Finding a Way to Give Back

Bryce was born with Cerebral Palsy, which gave him a level one bleed in his brain as an infant that attacked his motor skills. “As my doctor says, ‘It landed right in the sweet spot,’” Bryce said. “My parents didn’t treat me as different, but right after the age of 12, when we were transitioning to middle school and stuff, my friends that I had growing up started to change. They started finding cliques, and for the first three or four years before I really found myself, I was at a really deep, dark place. I was very depressed and I didn’t know my future. And then I asked myself ‘what do I need to do?’ I’ve always tried to help other people with handicaps and stuff like that and find the answer to why we’re here.” 

Rian Smoak knew both Bryce and his twin brother as they grew up. His son was close to both boys, but as the kids grew up and graduated, they all grew apart.

“I haven’t seen him since the boys graduated three years ago. I’ve done Ironman triathlons for the last 10 years, and I competed in the Ironman World Championships in Kona, Hawaii last October. I remember just how much it was a lifelong goal to do that and all the work I put into it,” Smoak said.

"I remember how amazing it felt crossing the finish line. But it was something that only I could feel. Right then, I knew I wanted to do whatever I could to give somebody else an opportunity to get that same feeling."

Four years ago, Smoak started the Tri-Dat foundation. The “DAT” stands for “do amazing things,” and whenever Smoak saw somebody in need, he would try to help out.

“I have a large group of friends who do triathlons together and we kind of instill that same philosophy.
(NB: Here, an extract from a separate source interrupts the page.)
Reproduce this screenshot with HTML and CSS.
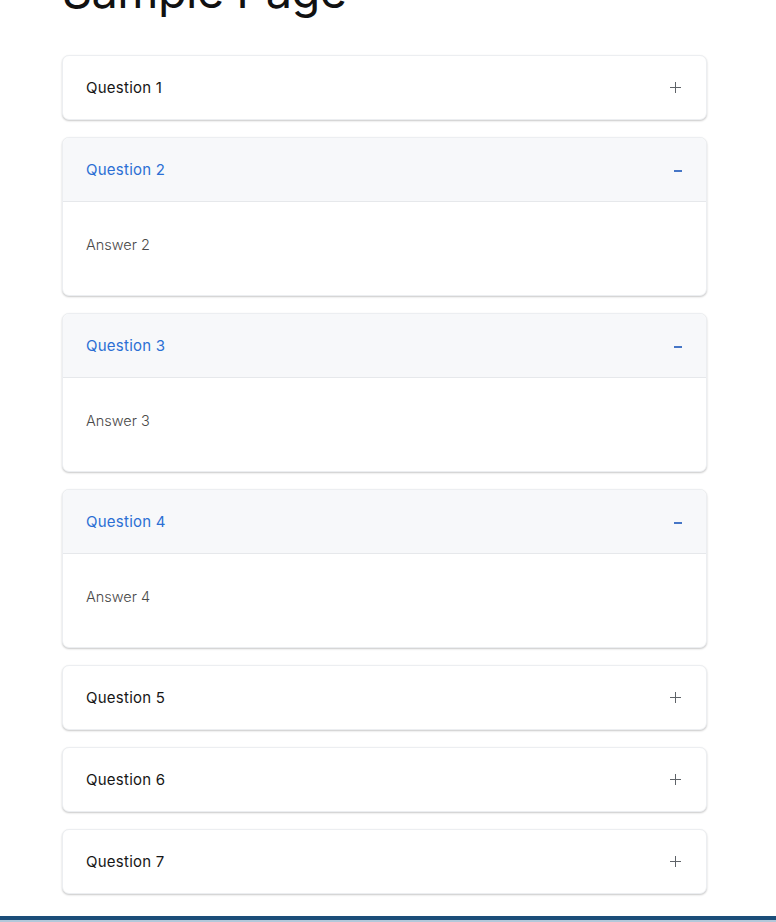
FILE: index.html
```html
<!DOCTYPE html>
<html lang="en">
<head>
<meta charset="utf-8">
<title>Sample Page</title>
<link rel="stylesheet" href="styles.css">
</head>
<body>
<main class="page">
  <h1 class="title">Sample Page</h1>
  <div class="accordion">
    <div class="item">
      <div class="head"><span class="q">Question 1</span><span class="icon plus"></span></div>
    </div>
    <div class="item open">
      <div class="head"><span class="q">Question 2</span><span class="icon minus"></span></div>
      <div class="body">Answer 2</div>
    </div>
    <div class="item open">
      <div class="head"><span class="q">Question 3</span><span class="icon minus"></span></div>
      <div class="body">Answer 3</div>
    </div>
    <div class="item open">
      <div class="head"><span class="q">Question 4</span><span class="icon minus"></span></div>
      <div class="body">Answer 4</div>
    </div>
    <div class="item">
      <div class="head"><span class="q">Question 5</span><span class="icon plus"></span></div>
    </div>
    <div class="item">
      <div class="head"><span class="q">Question 6</span><span class="icon plus"></span></div>
    </div>
    <div class="item">
      <div class="head"><span class="q">Question 7</span><span class="icon plus"></span></div>
    </div>
  </div>
</main>
<footer class="footer"></footer>
</body>
</html>
```

FILE: styles.css
```css
html, body {
  margin: 0;
  padding: 0;
  background: #fff;
  font-family: "Inter", "Noto Sans", sans-serif;
  overflow: hidden;
}

.page {
  padding: 0 69px 0 62px;
}

.title {
  font-family: "Inter", sans-serif;
  font-weight: 400;
  font-size: 47px;
  line-height: 58px;
  letter-spacing: -0.6px;
  color: #111;
  margin: -38px 0 35px;
}

.accordion {
  display: flex;
  flex-direction: column;
  gap: 17px;
}

.item {
  background: #fff;
  border: 1px solid #eceef1;
  border-radius: 7px;
  box-shadow: 0 1px 2px rgba(0, 0, 0, 0.22);
  overflow: hidden;
}

.head {
  height: 63px;
  display: flex;
  align-items: center;
  justify-content: space-between;
  padding: 0 23px;
}

.q {
  font-size: 15px;
  font-weight: 400;
  color: #161616;
  letter-spacing: 0.25px;
}

.open .head {
  background: #f7f8fa;
  border-bottom: 1px solid #e6e8eb;
}

.open .q {
  color: #2b6fd4;
}

.icon {
  position: relative;
  width: 11px;
  height: 11px;
}

.plus {
  margin-right: 2px;
}

.plus::before,
.plus::after {
  content: "";
  position: absolute;
  background: #5f6368;
}

.plus::before {
  left: 0;
  right: 0;
  top: 5px;
  height: 1.2px;
}

.plus::after {
  top: 0;
  bottom: 0;
  left: 5px;
  width: 1.2px;
}

.minus {
  width: 8px;
  margin-right: 1px;
}

.minus::before {
  content: "";
  position: absolute;
  left: 0;
  right: 0;
  top: 6px;
  height: 2px;
  background: #4676c6;
}

.body {
  height: 93px;
  box-sizing: border-box;
  padding: 33px 23px 0;
  font-size: 14.5px;
  line-height: 20px;
  font-weight: 300;
  color: #4a4a4a;
  letter-spacing: 0;
}

.footer {
  margin-top: 22px;
  height: 6px;
  border-top: 4px solid #1b4d79;
  background: #b3c8da;
}
```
We want to help people do amazing things through whatever it is - volunteering, giving back, whatever,” Smoak said. “And now it’s evolving more and more over the years. I want to do something to partner with somebody who shares the same spirit as I do so we can really go out and open people’s eyes.”

In the back of his mind, Smoak kept thinking about Bryce. So, in early February, he reached out to the family to see if Bryce would be interested in running the Oklahoma City National Memorial Marathon. 

“In my mind was the idea that I was going to give this opportunity to help him and help him do whatever, but the first words out of his mouth were, ‘Rian, what can I do to help you?’” Smoak said. “And I was so humbled. He told me his life goal and his ambition was to inspire others. I’m like, ‘wow, this is like exactly what I’m looking for.’”

A Mission with Motion

Bryce and Rian worked out once a week to prepare for the 26.2 mile race. Rian didn’t make it easy for Bryce either, working his legs with the ultimate goal of Bryce walking again.

“It’s no picnic,” Bryce said. “Rian doesn’t cut me any slack. He wants me to eventually get to my goals of living on my own. I’ve always wanted to feel like an individual, because I feel a lot of the people with physical disabilities don’t feel like an individual. Society has lower standards for people like us. And I want to be the person to stand up for those who can’t speak or don’t know how to speak.

During the race, Rian ran with Bryce in a specially designed cart. Although technically Bryce was “along for the ride,” he was an active part of the training and the run. And he knows some people may not understand that.

The two athletes became closer in the mission to train and raise awareness. Bryce’s father passed away two years ago, leaving a hole where Bryce’s biggest champion used to be. Rian, in a way, has stepped up to fill that role as both a friend and a mentor.

“My dad and I were the best of friends. He always said that when you found what it was you were meant to do, you would just feel it with every ounce of your being. And this is it. This is what I was meant to do,” Bryce said. 

Turning Dreams to Reality

When Bryce and Rian crossed the finish line, they hoped they inspired others to overcome their own fears and challenges to do amazing things. 

“Things that weren’t possible became possible because Rian gave me a sense of belonging,” Bryce said. “I hope to be a mentor for others to find their ‘why.’ I think people go all their lives and have no idea why they’re here exactly. Get up and find your life. Even something as simple as a ‘hello’ could change somebody’s life.”

As for the future, Rian said Bryce will take the foundation Tri-DAT to the next level. The pair plans to enter the Redman Triathlon in September with the ultimate goal of competing in the Ironman World Championships in Hawaii.

For Bryce, partnering with Tri-DAT and running the marathon may just be the spark people need to change their mindset.

“Maybe people will begin to accept other people,” he said. “You never know what you can learn from somebody who is different.”